When Coinneach found that no mercy was to be expected either from the vindictive lady or her subservient vassals, he resigned himself to his fate. He drew forth his white stone, so long the instrument of his supernatural intelligence, and once more applying it to his eye, said - “I see into the far future, and I read the doom of the race of my oppressor. The long-descended line of Seaforth will, ere many generations have passed, end in extinction and in sorrow. I see a chief, the last of his house, both deaf and dumb. He will be the father of four fair sons, all of whom he will follow to the tomb. He will live careworn and die mourning, knowing that the honours of his line are to be extinguished for ever, and that no future chief of the Mackenzies shall bear rule at Brahan or in Kintail. After lamenting over the last and most promising of his sons, he himself shall sink into the grave, and the remnant of his possessions shall be inherited by a white-coifed (or white-hooded) lassie from the East, and she is to kill her sister. And as a sign by which it may be known that these things are coming to pass, there shall be four great lairds in the days of the last deaf and dumb Seaforth - Gairloch, Chisholm, Grant, and Raasay ­of whom one shall be buck-toothed, another hare-lipped, another half-witted, and the fourth a stammerer. Chiefs distinguished by these personal marks shall be the allies and neighbours of the last Seaforth; and when he looks around him and sees them, he may know that his sons are doomed to death, that his broad lands shall pass away to the stranger, and that his race shall come to an end.”

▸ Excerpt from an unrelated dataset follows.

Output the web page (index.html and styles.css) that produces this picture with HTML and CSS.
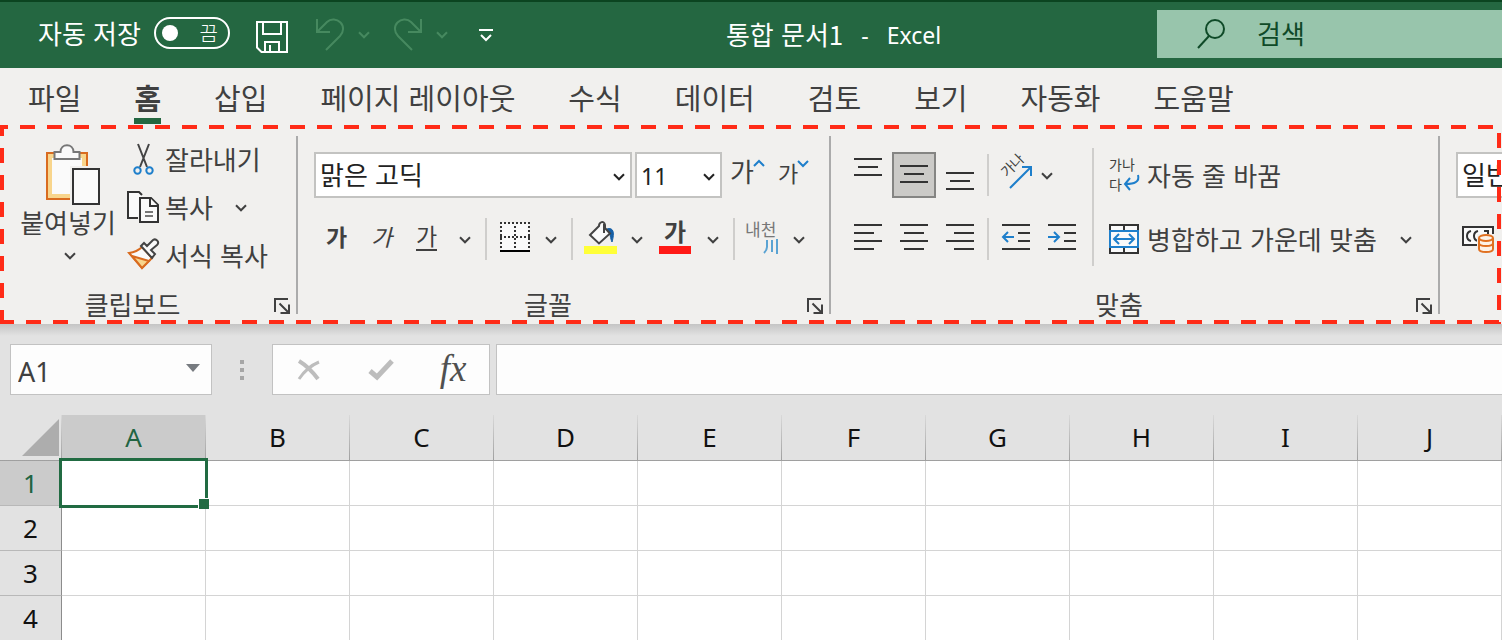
FILE: index.html
```html
<!DOCTYPE html>
<html lang="ko">
<head>
<meta charset="utf-8">
<meta name="viewport" content="width=device-width, initial-scale=1">
<title>통합 문서1 - Excel</title>
<link rel="stylesheet" href="styles.css">
</head>
<body>
<svg class="defs" aria-hidden="true">
  <symbol id="chevron" viewBox="0 0 12 8"><path d="M1 1.3 6 6.3 11 1.3" fill="none" stroke="currentColor" stroke-width="2"/></symbol>
  <symbol id="launcher" viewBox="0 0 18 18"><path d="M2 15V2H15M6.500 6.500 15 15M16 7.500V16H7.500" fill="none" stroke="currentColor" stroke-width="2"/></symbol>
</svg>

<header class="titlebar">
  <div class="quick">
    <span id="autosave">자동 저장</span>
    <button class="toggle" role="switch" aria-checked="false" aria-labelledby="autosave"><span class="knob"></span><span>끔</span></button>
    <button class="quick-btn save" aria-label="저장">
      <svg width="32" height="32" viewBox="0 0 32 32" fill="none" stroke="currentColor" stroke-width="2"><path d="M1 1H31V31H5.500L1 26.500ZM7 1V13H25V1M9 31V21H23V31M14 24V31"/></svg>
    </button>
    <button class="quick-btn dim" aria-label="실행 취소">
      <svg width="30" height="34" viewBox="0 0 30 34" fill="none" stroke="currentColor" stroke-width="2"><path d="M2 1V14H15M2 14 12 4C16 0 22 1 25.500 4.500S29 14 25 18L11 32"/></svg>
    </button>
    <button class="quick-more dim" aria-label="실행 취소 목록"><svg class="chev"><use href="#chevron"/></svg></button>
    <button class="quick-btn dim" aria-label="다시 실행">
      <svg width="30" height="34" viewBox="0 0 30 34" fill="none" stroke="currentColor" stroke-width="2"><path d="M28 1V14H15M28 14 18 4C14 0 8 1 4.500 4.500S1 14 5 18L19 32"/></svg>
    </button>
    <button class="quick-more dim" aria-label="다시 실행 목록"><svg class="chev"><use href="#chevron"/></svg></button>
    <button class="quick-more custom" aria-label="빠른 실행 도구 모음 사용자 지정">
      <svg width="16" height="14" viewBox="0 0 16 14" fill="none" stroke="currentColor" stroke-width="2"><path d="M1 2H15M3 7 8 12 13 7"/></svg>
    </button>
  </div>
  <h1 class="title"><span>통합 문서1</span><span class="latin">-</span><span class="latin">Excel</span></h1>
  <label class="search">
    <svg width="30" height="32" viewBox="0 0 30 32" fill="none" stroke="currentColor" stroke-width="2"><circle cx="18" cy="11" r="9"/><path d="M12 18 1 30"/></svg>
    <input type="search" placeholder="검색" aria-label="검색">
  </label>
</header>

<nav class="tabs">
  <a href="#file">파일</a>
  <a href="#home" class="current" aria-current="page">홈</a>
  <a href="#insert">삽입</a>
  <a href="#layout">페이지 레이아웃</a>
  <a href="#formulas">수식</a>
  <a href="#data">데이터</a>
  <a href="#review">검토</a>
  <a href="#view">보기</a>
  <a href="#automate">자동화</a>
  <a href="#help">도움말</a>
</nav>

<div class="ribbon">
  <section class="group clipboard">
    <div class="group-body">
      <button class="paste">
        <svg width="56" height="62" viewBox="0 0 56 62">
          <path d="M2 9H42V55H2Z" fill="#f8d58c" stroke="#d96b1f" stroke-width="2"/>
          <path d="M7 14H37V50H7Z" fill="#fafafa"/>
          <path d="M9.500 15V8H15.500C15.500 -1 28.500 -1 28.500 8H34.500V15Z" fill="#fafafa" stroke="#777" stroke-width="2"/>
          <path d="M25 22H56V62H25Z" fill="#f1f0ee"/>
          <path d="M28 25H54V60H28Z" fill="#fafafa" stroke="#333" stroke-width="2"/>
        </svg>
        <span>붙여넣기</span>
        <svg class="chev"><use href="#chevron"/></svg>
      </button>
      <div class="commands">
        <button class="command">
          <svg width="32" height="34" viewBox="0 0 32 34" fill="none" stroke-width="2"><path d="M11 2 20 25M22 2 13 25" stroke="#444"/><circle cx="10.500" cy="28.500" r="3.200" stroke="#1e7fcb"/><circle cx="22.500" cy="28.500" r="3.200" stroke="#1e7fcb"/></svg>
          <span>잘라내기</span>
        </button>
        <button class="command">
          <svg width="32" height="34" viewBox="0 0 32 34" fill="#fafafa" stroke="#333" stroke-width="2"><path d="M11 28H1V2H12L15 5"/><path d="M13 8H24L31 15V32H13Z"/><path d="M23 8V16H31"/><path d="M18 22H26M18 26H26" stroke="#777"/></svg>
          <span>복사</span>
          <svg class="chev"><use href="#chevron"/></svg>
        </button>
        <button class="command">
          <svg width="32" height="34" viewBox="0 0 32 34" stroke-width="2"><path d="M2 15Q10 14 15 9L25 20 15 30Z" fill="#fafafa" stroke="#d96b1f"/><path d="M5 18 22 23 15 30Z" fill="#f8d58c" stroke="#d96b1f"/><path d="M14 8 17 5 20 8 26 2C29 0 33 4 30 7L24 12 28 16 25 20Z" fill="#fafafa" stroke="#444"/></svg>
          <span>서식 복사</span>
        </button>
      </div>
    </div>
    <div class="group-foot"><h2>클립보드</h2><button class="launch" aria-label="클립보드 옵션"><svg width="18" height="18"><use href="#launcher"/></svg></button></div>
  </section>
  <div class="divider"></div>

  <section class="group font">
    <div class="group-body rows">
      <div class="row">
        <div class="combo font-name"><select aria-label="글꼴"><option>맑은 고딕</option></select><svg class="chev"><use href="#chevron"/></svg></div>
        <div class="combo font-size"><select aria-label="글꼴 크기"><option>11</option></select><svg class="chev"><use href="#chevron"/></svg></div>
        <button class="tool" aria-label="글꼴 크기 크게"><svg width="34" height="34" viewBox="0 0 34 34"><text x="-2" y="26" font-size="26">가</text><path d="M22 10 27 5 32 10" fill="none" stroke="#1e7fcb" stroke-width="2"/></svg></button>
        <button class="tool" aria-label="글꼴 크기 작게"><svg width="34" height="34" viewBox="0 0 34 34"><text x="2" y="26" font-size="22">가</text><path d="M22 5 27 10 32 5" fill="none" stroke="#1e7fcb" stroke-width="2"/></svg></button>
      </div>
      <div class="row">
        <button class="tool letter bold" aria-label="굵게">가</button>
        <button class="tool letter italic" aria-label="기울임꼴">가</button>
        <button class="tool letter" aria-label="밑줄"><span class="under">가</span></button>
        <button class="drop" aria-label="밑줄 종류"><svg class="chev"><use href="#chevron"/></svg></button>
        <span class="sep"></span>
        <button class="tool" aria-label="테두리">
          <svg width="32" height="32" viewBox="0 0 32 32" fill="none" stroke="#333" stroke-width="2"><path d="M2 2H30V29H2Z" fill="#fafafa" stroke="none"/><path d="M1 2H31M1 16H31M2 5V28M16 5V28M30 5V28" stroke-dasharray="2 2"/><path d="M1 30H31" stroke="#000"/></svg>
        </button>
        <button class="drop" aria-label="테두리 종류"><svg class="chev"><use href="#chevron"/></svg></button>
        <span class="sep"></span>
        <button class="tool" aria-label="채우기 색">
          <svg width="34" height="34" viewBox="0 0 34 34"><path d="M0 26H33V34H0Z" fill="#ffff38"/><path d="M23 9C29 7 31 12 28 22 26 18 27 14 23 9Z" fill="#155fa6" stroke="#155fa6"/><path d="M6 15 15 6C15 2 20 0 21 5V8L26 13.500 15 23.500Z" fill="#fafafa" stroke="#444" stroke-width="2"/><path d="M20 4V13" stroke="#444" stroke-width="2"/></svg>
        </button>
        <button class="drop" aria-label="채우기 색 목록"><svg class="chev"><use href="#chevron"/></svg></button>
        <button class="tool wide" aria-label="글꼴 색">
          <svg width="34" height="34" viewBox="0 0 34 34"><text x="6" y="21" font-size="24" font-weight="700">가</text><path d="M1 26H33V34H1Z" fill="#ff1a16"/></svg>
        </button>
        <button class="drop" aria-label="글꼴 색 목록"><svg class="chev"><use href="#chevron"/></svg></button>
        <span class="sep"></span>
        <button class="tool" aria-label="윗주 필드">
          <svg width="36" height="36" viewBox="0 0 36 36"><text x="0" y="17" font-size="17" class="pale">내천</text><path d="M22 21V28Q22 31 19 34M27 21V33M32 20V35" fill="none" stroke="#5aa3d3" stroke-width="2"/></svg>
        </button>
        <button class="drop" aria-label="윗주 목록"><svg class="chev"><use href="#chevron"/></svg></button>
      </div>
    </div>
    <div class="group-foot"><h2>글꼴</h2><button class="launch" aria-label="글꼴 옵션"><svg width="18" height="18"><use href="#launcher"/></svg></button></div>
  </section>
  <div class="divider"></div>

  <section class="group align">
    <div class="group-body">
      <div class="rows align-tools">
        <div class="row">
          <button class="tool line" aria-label="위쪽 맞춤"><svg width="30" height="36" viewBox="0 0 30 36"><path d="M1 3H29M5 11H25M1 19H29"/></svg></button>
          <button class="tool line pressed" aria-label="가운데 맞춤(세로)" aria-pressed="true"><svg width="30" height="36" viewBox="0 0 30 36"><path d="M1 9H29M5 17H25M1 25H29"/></svg></button>
          <button class="tool line" aria-label="아래쪽 맞춤"><svg width="30" height="36" viewBox="0 0 30 36"><path d="M1 17H29M5 25H25M1 33H29"/></svg></button>
          <span class="sep snug"></span>
          <button class="tool orient" aria-label="방향">
            <svg width="34" height="34" viewBox="0 0 34 34"><text x="0" y="0" font-size="14" transform="translate(9 22) rotate(-45)">가나</text><path d="M12 32 32 12M24 11H33V20" fill="none" stroke="#1e7fcb" stroke-width="2"/></svg>
          </button>
          <button class="drop slim" aria-label="방향 목록"><svg class="chev"><use href="#chevron"/></svg></button>
        </div>
        <div class="row">
          <button class="tool line" aria-label="왼쪽 맞춤"><svg width="30" height="36" viewBox="0 0 30 36"><path d="M1 5H29M1 13H21M1 21H29M1 29H21"/></svg></button>
          <button class="tool line" aria-label="가운데 맞춤"><svg width="30" height="36" viewBox="0 0 30 36"><path d="M1 5H29M5 13H25M1 21H29M5 29H25"/></svg></button>
          <button class="tool line" aria-label="오른쪽 맞춤"><svg width="30" height="36" viewBox="0 0 30 36"><path d="M1 5H29M9 13H29M1 21H29M9 29H29"/></svg></button>
          <span class="sep snug"></span>
          <button class="tool line" aria-label="내어쓰기"><svg width="30" height="36" viewBox="0 0 30 36"><path d="M1 5H29M17 13H29M17 21H29M1 29H29"/><path class="blue" d="M13 17H2M7 12 2 17 7 22"/></svg></button>
          <button class="tool line" aria-label="들여쓰기"><svg width="30" height="36" viewBox="0 0 30 36"><path d="M1 5H29M17 13H29M17 21H29M1 29H29"/><path class="blue" d="M1 17H12M7 12 12 17 7 22"/></svg></button>
        </div>
      </div>
      <div class="rows align-text">
        <button class="row command">
          <svg width="32" height="36" viewBox="0 0 32 36"><text x="1" y="13" font-size="14">가나</text><text x="1" y="33" font-size="14">다</text><path d="M30 18C32 25 26 27 18 27M22 21 17 27 22 33" fill="none" stroke="#1e7fcb" stroke-width="2"/></svg>
          <span>자동 줄 바꿈</span>
        </button>
        <button class="row command">
          <svg width="32" height="32" viewBox="0 0 32 32" fill="none" stroke-width="2"><path d="M2 2H30V30H2ZM16 2V9M16 24V30" fill="#fafafa" stroke="#333"/><path d="M2 8H30V24H2Z" fill="#fafafa" stroke="#1e7fcb"/><path d="M6 16H26M11 11 6 16 11 21M21 11 26 16 21 21" stroke="#1e7fcb"/></svg>
          <span>병합하고 가운데 맞춤</span>
          <svg class="chev"><use href="#chevron"/></svg>
        </button>
      </div>
    </div>
    <div class="group-foot"><h2>맞춤</h2><button class="launch" aria-label="맞춤 옵션"><svg width="18" height="18"><use href="#launcher"/></svg></button></div>
  </section>
  <div class="divider"></div>

  <section class="group number">
    <div class="group-body rows">
      <div class="row"><div class="combo format"><select aria-label="표시 형식"><option>일반</option></select><svg class="chev"><use href="#chevron"/></svg></div></div>
      <div class="row">
        <button class="tool currency" aria-label="회계 표시 형식">
          <svg width="34" height="30" viewBox="0 0 34 30" fill="none" stroke="#333" stroke-width="2"><path d="M1 3H31V21H1Z" fill="#fafafa"/><path d="M9 7Q5 8 5 12T9 17M16 7Q12 8 12 12T16 17M22 7H26V10"/><path d="M15 10H34V30H15Z" fill="#f1f0ee" stroke="none"/><path d="M17 14V25C17 29 31 29 31 25V14" fill="#fdf3e8" stroke="#e07020"/><ellipse cx="24" cy="14" rx="7" ry="3" fill="#fdf3e8" stroke="#e07020"/><path d="M17 19C17 23 31 23 31 19" stroke="#e07020"/></svg>
        </button>
      </div>
    </div>
  </section>
</div>

<div class="formula-bar">
  <div class="name-box"><input type="text" value="A1" aria-label="이름 상자"><button aria-label="이름 목록"><svg width="14" height="8" viewBox="0 0 14 8"><path d="M0 0H14L7 8Z" fill="#777b80"/></svg></button></div>
  <svg class="grip" width="4" height="20" viewBox="0 0 4 20"><path d="M0 0H4V4H0ZM0 8H4V12H0ZM0 16H4V20H0Z" fill="#a6a6a6"/></svg>
  <div class="entry-tools">
    <button aria-label="취소"><svg width="24" height="22" viewBox="0 0 24 22" fill="none" stroke="#bdbdbd"><path d="M2 2Q12 8 21 20" stroke-width="4"/><path d="M2 20Q10 8 22 3" stroke-width="3"/></svg></button>
    <button aria-label="입력"><svg width="26" height="22" viewBox="0 0 26 22" fill="none" stroke="#bdbdbd" stroke-width="5"><path d="M2 12 9 18 24 2"/></svg></button>
    <button class="fx" aria-label="함수 삽입">fx</button>
  </div>
  <input class="formula" type="text" aria-label="수식 입력줄">
</div>

<table class="sheet">
  <thead>
    <tr><th class="corner"><svg width="37" height="37" viewBox="0 0 37 37"><path d="M37 0V37H0Z" fill="#adadad"/></svg></th><th class="active">A</th><th>B</th><th>C</th><th>D</th><th>E</th><th>F</th><th>G</th><th>H</th><th>I</th><th>J</th></tr>
  </thead>
  <tbody>
    <tr><th class="active">1</th><td class="selected"></td><td></td><td></td><td></td><td></td><td></td><td></td><td></td><td></td><td></td></tr>
    <tr><th>2</th><td></td><td></td><td></td><td></td><td></td><td></td><td></td><td></td><td></td><td></td></tr>
    <tr><th>3</th><td></td><td></td><td></td><td></td><td></td><td></td><td></td><td></td><td></td><td></td></tr>
    <tr><th>4</th><td></td><td></td><td></td><td></td><td></td><td></td><td></td><td></td><td></td><td></td></tr>
  </tbody>
</table>
</body>
</html>
```
FILE: styles.css
```css
* { box-sizing: border-box; }

body {
  margin: 0;
  overflow: hidden;
  background: #e2e2e2;
  color: #404040;
  font: 400 26px/32px "Noto Sans CJK KR", sans-serif;
}

button, input, select {
  margin: 0;
  padding: 0;
  border: 0;
  border-radius: 0;
  background: none;
  color: inherit;
  font: inherit;
}

h1, h2 { margin: 0; font: inherit; }
svg { display: block; flex: none; overflow: visible; }
svg text { fill: #404040; font-weight: 400; }
svg text[font-weight="700"] { font-weight: 700; }
svg text.pale { fill: #777; }
.defs { position: absolute; width: 0; height: 0; }
.chev { width: 12px; height: 8px; }

/* Title bar */
.titlebar {
  display: flex;
  height: 68px;
  border-top: 2px solid #0b4420;
  background: #246741;
  color: #fff;
  white-space: nowrap;
}
.quick {
  display: flex;
  flex: none;
  align-items: center;
  width: 510px;
  padding-left: 38px;
}
.quick > span { padding-bottom: 4px; }
.toggle {
  display: flex;
  align-items: center;
  justify-content: space-between;
  width: 76px;
  height: 32px;
  margin: 0 0 4px 13px;
  padding: 0 10px 0 6px;
  border: 2px solid #fff;
  border-radius: 16px;
  font-size: 20px;
  font-weight: 300;
  line-height: 26px;
}
.knob { width: 16px; height: 16px; border-radius: 50%; background: #fff; }
.quick-btn { margin-left: 27px; }
.quick-btn.save { margin-left: 26px; padding-top: 4px; }
.quick-more { padding: 0 0 0 13px; }
.quick-more + .quick-btn { margin-left: 23px; }
.quick-more.custom { padding-left: 30px; }
.dim { color: #46895f; }
.title {
  display: flex;
  flex: 1;
  align-items: center;
  justify-content: center;
  gap: 18px;
}
.title span:first-child { padding-bottom: 2px; }
.latin { font: 400 23px/32px "Noto Sans", sans-serif; }
.search {
  display: flex;
  align-items: center;
  gap: 30px;
  width: 345px;
  height: 48px;
  margin-top: 8px;
  padding-left: 40px;
  background: #98c5ac;
  color: #0f4a28;
}
.search input { flex: 1; min-width: 0; height: 48px; padding-bottom: 4px; outline: 0; }
.search input::placeholder { color: inherit; opacity: 1; }

/* Tabs */
.tabs {
  display: flex;
  gap: 53px;
  height: 57px;
  padding-left: 28px;
  background: #f1f0ee;
  font-size: 29px;
  line-height: 58px;
  white-space: nowrap;
}
.tabs a { height: 56px; color: inherit; text-decoration: none; }
.tabs .current { border-bottom: 6px solid #246741; font-weight: 700; }

/* Ribbon with its dashed highlight frame */
.ribbon {
  position: relative;
  display: flex;
  height: 199px;
  overflow: hidden;
  background: #f1f0ee;
  white-space: nowrap;
}
.ribbon::after {
  content: "";
  position: absolute;
  inset: 0 1px 0 0;
  pointer-events: none;
  background:
    repeating-linear-gradient(90deg, #ff2b17 0 8px, transparent 8px 20px, #ff2b17 20px 27px) top / 100% 4px no-repeat,
    repeating-linear-gradient(90deg, #ff2b17 0 14px, transparent 14px 26px, #ff2b17 26px 27px) bottom / 100% 4px no-repeat,
    repeating-linear-gradient(180deg, #ff2b17 0 11px, transparent 11px 23px, #ff2b17 23px 27px) left / 4px 100% no-repeat,
    repeating-linear-gradient(180deg, transparent 0 8px, #ff2b17 8px 23px, transparent 23px 27px) right / 4px 100% no-repeat;
}
.divider { flex: none; width: 2px; margin: 11px 0 10px; background: #ababab; }
.group { display: flex; flex: none; flex-direction: column; padding-top: 18px; }
.group.clipboard { width: 296px; padding-top: 10px; }
.group.font { width: 531px; }
.group.align { width: 607px; }
.group.number { flex: 1; min-width: 0; }
.group-body { display: flex; flex: 1; }
.group-foot { display: flex; align-items: center; height: 34px; padding: 0 5px 6px 0; }
.group-foot h2 { flex: 1; text-align: center; }
.launch { width: 18px; height: 18px; margin: 4px 0 0 8px; }

.paste {
  display: flex;
  flex-direction: column;
  align-items: center;
  align-self: flex-start;
  width: 96px;
  margin: 9px 0 0 20px;
}
.paste > svg:first-child { margin-left: 10px; }
.paste .chev { margin: 14px 0 0 4px; }
.commands { display: flex; flex-direction: column; margin-left: 11px; }
.command { display: flex; align-items: center; gap: 6px; height: 48px; }
.command .chev { margin: 2px 0 0 16px; }

.rows { display: flex; flex-direction: column; }
.row { display: flex; flex: none; align-items: center; height: 64px; }
.font .row { padding-left: 16px; }
.combo { display: grid; align-items: center; height: 46px; margin-right: 3px; border: 2px solid #c3c3c1; background: #fff; color: #222; }
.combo select { grid-area: 1 / 1; width: 100%; height: 42px; padding: 0 28px 2px 4px; appearance: none; }
.combo .chev { grid-area: 1 / 1; justify-self: end; margin: 4px 5px 0 0; pointer-events: none; }
.font-name { width: 318px; }
.font-size { width: 87px; }
.font-size select { padding-top: 4px; font: 400 23px/36px "Noto Sans", sans-serif; }
.tool { display: flex; align-items: center; justify-content: center; flex: none; width: 40px; height: 46px; padding-bottom: 4px; }
.combo + .tool { width: 48px; }
.tool.letter { width: 45px; padding-bottom: 6px; font-size: 23px; }
.tool.bold { font-weight: 700; }
.tool.italic { font-style: italic; }
.under { height: 30px; border-bottom: 2px solid #404040; line-height: 28px; }
.tool.wide { width: 44px; }
.drop { display: flex; align-items: center; justify-content: center; flex: none; width: 32px; height: 46px; padding-top: 2px; }
.drop.slim { width: 28px; }
.sep { flex: none; width: 2px; height: 42px; margin: 0 8px 0 4px; background: #cfcecc; }
.sep.snug { margin: 0 4px; }
.align-tools { padding-left: 14px; }
.tool.line { width: 46px; padding-bottom: 2px; }
.tool.line path { fill: none; stroke: #333; stroke-width: 2; }
.tool.line path.blue { stroke: #1e7fcb; }
.tool.line.pressed { width: 44px; margin: 0 1px; padding: 0; border: 2px solid #858583; background: #cbcac7; }
.tool.orient { padding-left: 4px; }
.align-text { height: 118px; margin: 5px 0 0 7px; padding-left: 14px; border-left: 2px solid #cfcecc; justify-content: center; }
.align-text .command { gap: 7px; }
.number { padding-left: 16px; }
.format { flex: none; width: 180px; }
.currency { margin-left: 3px; padding: 0; }

/* Formula bar */
.formula-bar {
  display: flex;
  align-items: center;
  height: 91px;
  padding: 0 0 0 10px;
  background: linear-gradient(#c4c4c4, #e2e2e2 12px);
  font-family: "Noto Sans", sans-serif;
}
.name-box, .entry-tools, .formula { height: 51px; border: 1px solid #c2c2c2; background: #fdfdfd; }
.name-box { display: flex; width: 202px; }
.name-box input { flex: 1; min-width: 0; padding: 4px 0 0 7px; font-size: 27px; }
.name-box button { width: 36px; padding: 0 0 4px 11px; }
.grip { margin: 0 28px; }
.entry-tools { display: flex; width: 218px; }
.entry-tools button { display: flex; flex: 1; align-items: center; justify-content: center; }
.entry-tools .fx { padding-bottom: 2px; color: #505050; font: italic 400 37px/40px "Liberation Serif", serif; }
.formula { flex: 1; min-width: 0; margin-left: 6px; border-right: 0; }

/* Sheet */
.sheet {
  width: 100%;
  table-layout: fixed;
  border-spacing: 0;
  background: #fff;
  color: #111;
  font: 400 26px/32px "Noto Sans", sans-serif;
}
.sheet th, .sheet td { height: 45px; padding: 0; font-weight: inherit; }
.sheet td { border-right: 1px solid #d4d4d4; border-bottom: 1px solid #d4d4d4; }
.sheet thead th {
  height: 46px;
  padding-bottom: 2px;
  border-right: 1px solid;
  border-bottom: 1px solid #9f9f9f;
  border-image: linear-gradient(#dadada, #9f9f9f) 1;
  background: #e2e2e2;
}
.sheet thead .corner { width: 62px; padding-bottom: 0; }
.corner svg { margin-left: 22px; }
.sheet tbody th { border-right: 1px solid #8c8c8c; border-bottom: 1px solid #b8b8b8; background: #e2e2e2; }
.sheet thead .active, .sheet tbody .active { background: #cbcbcb; color: #216442; }
.selected { position: relative; }
.selected::before { content: ""; position: absolute; inset: -3px; border: 3px solid #216b42; }
.selected::after { content: ""; position: absolute; right: -4px; bottom: -4px; width: 10px; height: 10px; border: 1px solid #fff; border-width: 1px 0 0 1px; background: #216b42; }
```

When the seer had ended this prediction, he threw his white stone into a small loch, and declared that whoever should find that stone would be similarly gifted. Then submitting to his fate, he was at once executed, and this wild and fearful doom ended his strange and uncanny life.

Sir Bernard Burke, to whose “Vicissitudes of Families” we are mainly indebted for this part of the Prophecies, says: - With regard to the four Highland lairds, who were to be buck-toothed, hare-lipped, half-witted, and a stammerer - Mackenzie, Baronet of Gairloch; Chisholm of Chisholm; Grant, Baronet of Grant; and Macleod of Raasay - I am uncertain which was which. Suffice it to say, that the four lairds were marked by the above-mentioned distinguishing personal peculiarities, and all four were the contemporaries of the last of the Seaforths.

           We believe Sir Hector Mackenzie of Gairloch was the buck-toothed laird (an Tighearna Stòrach); the Chisholm, the hare-lipped; Grant, the half-witted; and Raasay, the stammerer, all of whom were contemporaries of the last Lord Seaforth.